Después del episodio de la adoración de los Magos, nos esperaríamos el regreso de la Sagrada Familia a Nazaret, donde sabemos, siguiendo el Evangelio de Lucas, que había sucedido la Anunciación. El viaje a Jerusalén no debía ser más que un paréntesis, ocurrido por el censo.

Mateo nos hace saber, en cambio, que el regreso no fue así inmediato y tranquilo, ya que la visita de los Magos había desencadenado los celos de Herodes. Hemos ya hablado de la matanza de los inocentes. José tuvo que huir urgentemente e irse al extranjero. “El ángel del Señor se apareció en sueños a José y le dijo: ´levántate y toma contigo al niño y a su madre y huye a Egipto; allí estarás hasta que te avise. Porque Herodes va a buscar al niño para matarle. El se levantó, tomó de noche al Niño y a su Madre, y se retiró a Egipto: y allí estuvo hasta la muerte de Herodes; para que se cumpliera el oráculo del Señor por medio del profeta: de Egipto llamé a mi hijo´” (2,13-5).

Esta “llamada” del Hijo de Egipto sucedió cuando, “Muerto Herodes, el ángel del Señor se apareció en sueños a José en Egipto y le dijo: ´Levántate, toma contigo al niño y a su madre, y marcha a tierra de Israel´” (vv. 19s)

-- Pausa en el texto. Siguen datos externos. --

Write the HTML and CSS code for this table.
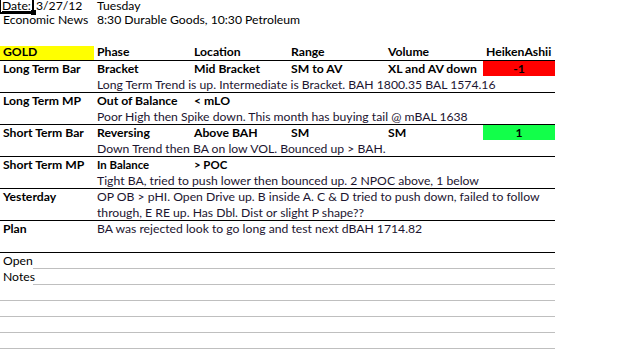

La historia aquí narrada es parecida a la de tantos perseguidos políticos. Hay que abandonar todo, casa, familiares, negocios, hasta su propio idioma. Hay que volver a empezar desde el principio. Jesús ha querido experimentar el rechazo total: “Vino a su casa, y los suyos no lo recibieron” (Jn 1,11). Este es el hecho considerado en su desarrollo histórico. Pero sabemos que bajo los episodios de la historia de la salvación hay una filigrana, que nos ayuda a leerlos como misterios salvíficos. El motivo de Mateo, en efecto, no es el de enternecernos con el relato de los percances de la Sagrada Familia, sino el de indicarnos en concreto cómo Jesús revive la historia de su pueblo para darle cumplimiento, o sea para realizar su significado, la liberación definitiva de la verdadera esclavitud, que es el pecado.

Como paradoja, Egipto, que había sido el refugio de los patriarcas, de Moisés y ahora también de Jesús, es al mismo tiempo también el lugar de la opresión y el símbolo de toda esclavitud. Entre refugio y esclavitud, el rol emergente de Egipto en la historia del Antiguo Testamento, y también aquí en Mateo, es el de la esclavitud. El evangelista, en efecto, no cita a Oseas (“De Egipto llamé a mi hijo”, 2,15) cuando cuenta el regreso de Egipto, sino en el momento de la huida, como para hacer comprender, con esta anticipación, que en todo el episodio está presente un misterio salvífico: Jesús realiza ahora en su persona la verdadera liberación, solamente prefigurada en el pasado. Moisés no había sido sino la sombra de la realidad, o sea del verdadero libertador, que es Jesús. “De este modo, el camino de regreso de Jesús desde Belén a Nazaret pasó a través de Egipto, así como Israel había tomado la vía del éxodo “de la condición de esclavitud” para iniciar la Antigua Alianza, José, depositario y cooperador del misterio providencial de Dios, custodia también el exilio a aquel que realiza la Nueva Alianza” (RC, n.14).

También en este misterio salvífico José ha sido el instrumento del que el Padre se sirvió para “llamar de Egipto a su Hijo”. Esta indispensable instrumentación de José en las manos del Padre coincide con su absoluta obediencia: en cuanto recibe la orden, José se levanta, toma consigo al niño y a su madre, y huye en la noche a Egipto, para volver al fin con el “libertador” a la tierra de Israel. Existe entre el Padre y José un perfecto acuerdo: Dios manda y José obedece. Dios sabe con quién puede contar.